His father died aboard the Regent, which burst into flames, during the Battle of St. Mathieu in 1512, while his mother died in childbirth four months later. He and his siblings were brought up by their grandmother, Eleanor Knyvett.[7]
Knyvet's elder siblings were: Edmund (1508–1551); Katherine who married firstly Sir William Fermor (d. 1558), Sheriff of Norfolk and Suffolk in 1540[8] and son of Sir Henry Fermor of East Barsham in Norfolk and Margaret, through whom he was the half-brother of Elizabeth Wood, Lady Boleyn and uncle of John Astley,[9] and secondly Nicholas Mynne, Esquire;[10][11] Ferdinand;[12] and Anne,[7] lady-in-waiting to Katherine of Aragon, who married firstly Thomas Thursby[11] of Ashwicken[13] (d. 1543) and secondly Henry Spelman[14] (the son of Sir John Spelman and the father of Sir Henry Spelman and of Erasmus Spelman, whose son Henry went to Virginia).[15]
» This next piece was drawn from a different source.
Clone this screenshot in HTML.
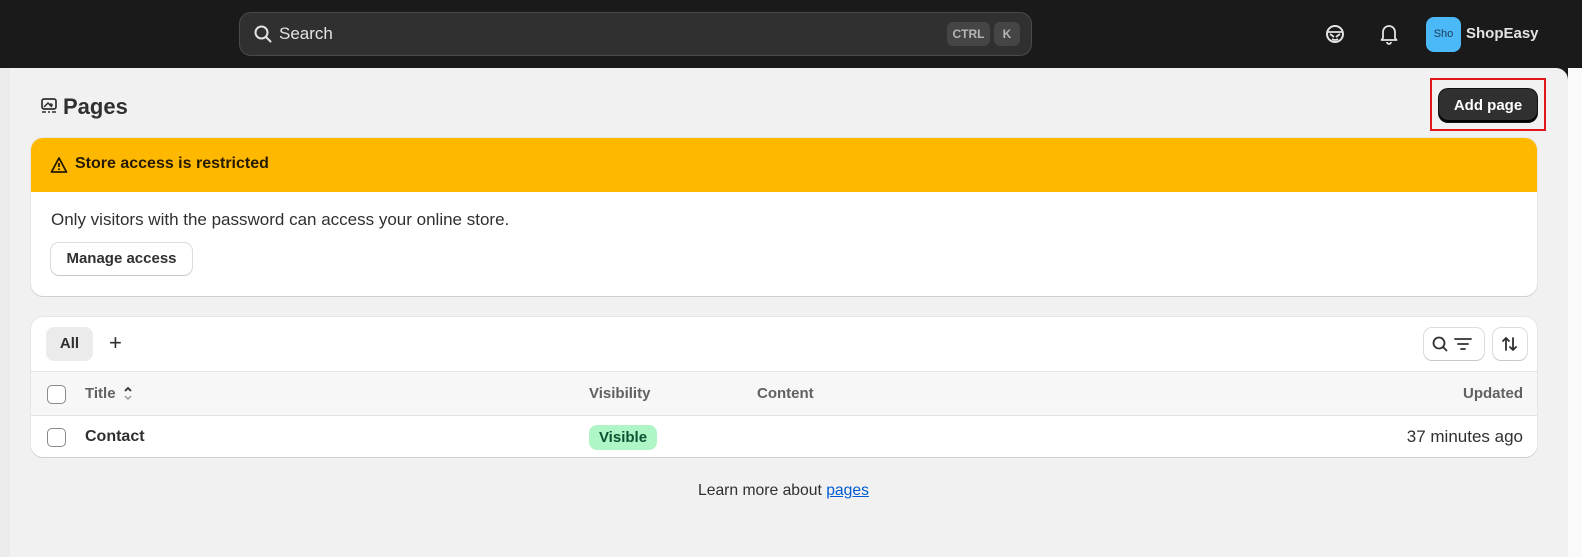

Knyvet married Anne Pickering, the daughter of Sir Christopher Pickering of Killington, Westmorland and Escrick, Lancashire (d. 7 September 1516) and Jane Lewknor (c. 1503–1547). Anne Pickering's paternal grandparents were James Pickering[16] (d. 1498), of Killington, Westmoreland, whose mother Margaret Lascelles brought the manor of Escrick,[17] and Anne Moresby (d. 1523), the daughter and heiress of Sir Christopher Moresby, of Scaleby, who remarried to Sir Humphrey Coningsby. Anne Pickering was heiress to her grandmother[18] and to her father's estates in Yorkshire, Middlesex, Cumberland, and Westmorland. After her father’s death, she was the ward of Sir Richard Weston, who married her to his son, Francis Weston. They had two children, Henry Weston and Anne Weston. After Weston's execution she married Knyvett.[19]
During their marriage, they were involved in two disputes concerning her mother.[19]